A purchase agreement was reached late last week between Ed De Vries Properties and Grand Valley State University for the former A&P Warehouse at 38 Front Ave. SW, which De Vries Properties owned. GVSU will buy the property for $4.42 million.
The university plans to raze the four-story structure, which sits on the west bank of the Grand River just south of Fulton Street, and put up a new building for its Seidman College of Business. The business school is currently housed in the downtown Pew Campus at 401 W. Fulton St.
In the lawsuit GVSU filed in June in Kent County Circuit Court, the public university offered De Vries Properties $2.34 million for nearly two acres of land and the 100,000-square-foot building that sits on it. The property is near the U.S. 131 expressway, alongside the S-curve. The university’s board characterized the legal action as “necessary … in order to expand and enhance its educational facilities in the city of Grand Rapids, which will benefit the public.”
Mike De Vries, who manages the company with his father Ed, said they were still trying to understand the legal ramifications of the suit when the Business Journal first contacted him shortly after it was filed. He said then they were speaking with their attorney and hadn’t had a chance to decide what their next step would be.
“I’m disappointed. I’m disappointed in the lawsuit itself, but also in the manner that we learned about it. We learned about it indirectly,” said Mike De Vries, who added that a third party, not GVSU, notified him of the legal filing.
Mike De Vries said he and his father had been in negotiations with the university for a long time and thought they had reached a purchase agreement late last year for a price that was roughly three times the amount GVSU cited in its legal document as “just compensation” for the property.
“They bounced around on what they said they wanted to do, and we always did our best to accommodate that. But it’s been a couple of years,” he said of how long ago the talks took place.
“It’s substantially more than their offer,” he said of the property’s value. “There aren’t a lot of large downtown parcels left. I don’t know if there are any.”
The De Vries property is 75,000 square feet, which means the $2.34 million purchase price named in the lawsuit works out to be $31.20 per square foot. In recent years, downtown parcels have sold from $55 to $70 per square foot. Downtown properties along the river have gone for even more.
A source in the commercial real estate industry, who wished not to be identified, said that two vacant buildings directly across the river from the De Vries warehouse sold for $168 per square foot more than a year ago. Those buildings are at 74 and 90 Market Ave. SW.
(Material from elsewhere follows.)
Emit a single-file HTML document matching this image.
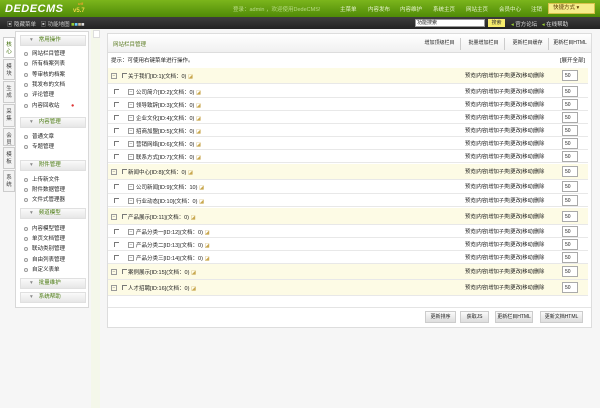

“It’s a large downtown riverfront parcel that, in addition to the land, has other components to it,” said Mike De Vries of the warehouse site. Two of those components are the revenue the firm receives from the building’s tenants and the lease income it receives from the cell towers on the site.
An eminent domain suit normally leaves a property owner with few options. A governmental entity that files this type of suit claims there isn’t a reasonable alternative available to the property it wants. So if a property owner can show there are other practical parcels to choose from, then he or she could win such a case.
An eminent-domain price must be based on an appraisal of the property, and a property owner can contest that price by filing a dependable counter-appraisal. An owner also can argue that a property’s value is worth more than the “just compensation” figure listed in the suit and file an appraisal of that value with the court. An owner also can argue that the government’s intended use for a site doesn’t actually serve a public purpose. The best solution, though, may be reaching an out-of-court settlement.
“We have had some productive discussions with Grand Valley,” said Mike DeVries when the Business Journal re-contacted him for the story, about a week before the potential agreement was reached.
The De Vries had been working with the university to redevelop the warehouse for the business school. Cornerstone Architects President Tom Nemitz was selected to redesign the building for that purpose. But that plan, which included an addition to the building, disintegrated last fall when the school said it wanted to put up a new structure on the site instead of redeveloping the warehouse. The university’s board told the De Vries at that time that GVSU would file an eminent-domain suit if they didn’t accept the school’s $2.34 million offer.
“There have been other real estate people and other business people who have just asked us, ‘What’s going on. What are these people doing to you?’ When it happens to you, you have kind of a strange feeling about it,” Mike De Vries said.